Metropolitan News-Enterprise


Wednesday, November 13, 2019


Page 1


Court of Appeal:

Class Must Be Certified on Issue of Whether Hospital Is Entitled to Payment at Full Rates 

Patient Who Received Emergency Care After Agreeing to Pay Amounts Posted For Services Contends That Recovery Is Limited to Quantum Meruit


By a MetNews Staff Writer


An uninsured patient who received emergency treatment at a hospital after signing an agreement to pay the facility for services at the posted rates is entitled to have a class certified to litigate the issue of whether the admissions contract contains an “open price term” which would limit recovery to quantum meruit, Div. Seven of the Court of Appeal for this district held yesterday.

The plaintiff, Tony Sarun, was taken by ambulance to Northridge Hospital Medical Center after incurring injuries in a traffic accident. He was treated and was released about three or four hours later.

He was billed $23,487.90, which reflected charges, at posted rates, amounting to $31,359, minus a $7,871.10 “uninsured discount.” The admissions form he signed says: “Patients who do not have insurance must pay us for the services at our full charges, unless other discounts apply,” defining “full charges” as “the Hospital’s published rates (called the chargemaster), prior to any discounts or reductions.”

Civil Code §1611

Sarun sued Dignity Health, which then owned and operated the hospital, insisting the charges were “unfair, unconscionable and/or unreasonable.” He asserted that the admissions contract contains an “open price” term, limiting charges, under Civil Code §1611, to the reasonable value of the services. That section provides:

“When a contract does not determine the amount of the consideration, nor the method by which it is to be ascertained, or when it leaves the amount thereof to the discretion of an interested party, the consideration must be so much money as the object of the contract is reasonably worth.”

In 2014, the Court of Appeal held that Sarun had standing to sue under the Unfair Competition Law.

Sarun moved for class certification, defining the class as all persons who had received treatment at Northridge Hospital Medical Center during the defined class period and who were billed either at “chargemaster rates” or those rates minus an “uninsured discount.”

Judge Nelson’s Ruling

Los Angeles Superior Court Judge Maren E. Nelson denied certification. She reasoned that if she decided whether §1611 limits Dignity’s recovery to quantum meruit, there would have to follow an individual determination as to the reasonable value of the services as to each class member.

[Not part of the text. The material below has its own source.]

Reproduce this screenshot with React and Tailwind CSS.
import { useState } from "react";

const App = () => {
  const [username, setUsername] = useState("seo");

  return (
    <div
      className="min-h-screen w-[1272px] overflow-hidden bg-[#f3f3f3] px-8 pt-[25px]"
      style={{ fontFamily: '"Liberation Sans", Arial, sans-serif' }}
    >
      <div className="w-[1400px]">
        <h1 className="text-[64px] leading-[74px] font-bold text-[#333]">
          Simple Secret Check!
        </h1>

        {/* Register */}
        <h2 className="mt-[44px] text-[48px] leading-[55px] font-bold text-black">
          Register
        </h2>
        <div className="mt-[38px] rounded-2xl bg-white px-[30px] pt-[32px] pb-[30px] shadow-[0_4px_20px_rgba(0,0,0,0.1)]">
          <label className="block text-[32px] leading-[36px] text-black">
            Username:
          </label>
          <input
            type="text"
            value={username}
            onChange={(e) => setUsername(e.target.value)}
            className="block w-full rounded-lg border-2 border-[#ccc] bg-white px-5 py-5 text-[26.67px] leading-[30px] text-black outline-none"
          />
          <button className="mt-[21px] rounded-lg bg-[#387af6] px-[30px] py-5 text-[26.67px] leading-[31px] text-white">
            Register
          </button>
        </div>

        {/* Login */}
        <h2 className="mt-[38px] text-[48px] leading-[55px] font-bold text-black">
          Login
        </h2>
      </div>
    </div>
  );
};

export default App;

Div. Seven yesterday reversed in an opinion by Presiding Justice Dennis Perluss. The jurist announced that the panel was exercising its “inherent authority” to redefine the issue by directing the Superior Court “to certify as a class issue whether Dignity Health’s admissions contract contains an open price term, so that patients within the class are obligated to pay no more than the reasonable value of the services provided.”

He said:

“[T]he trial court’s decision that common issues do not predominate with respect to Sarun’s request for certification of a class to pursue his cause of action for declaratory relief in its entirety is supported by substantial evidence….However, its implicit finding with respect to the limited issue class that the common issue of contract interpretation raised by Sarun is outweighed by individual questions of fact is not.”

Perluss went on to say:

“[A]lthough the trial court correctly observed that answering the open-price-term question would not fully resolve class members’ ultimate liability to Dignity Health, it erred in suggesting there was no utility in deciding this threshold issue. To the contrary, settling this issue could significantly expedite final determination of any outstanding billing disputes….If Sarun’s interpretation of the admissions contract is upheld, Dignity Health could not assert that uninsured patients are contractually bound to pay chargemaster rates less discounts without regard to whether those rates are reasonable. If it is rejected, as to all class members bound by the judgment Dignity Health need only defend the rates charged against the claim they are unconscionable, a quite different issue with a different party bearing the burden of proof.”

The case is Sarun v. Dignity Health, B288062

Las Vegas attorney Barry L. Kramer and Gretchen Carpenter of Manhattan Beach represented Sarun. Darius Ogloza and David Fortney of the San Francisco firm of Ogloza Fortney acted for Dignity.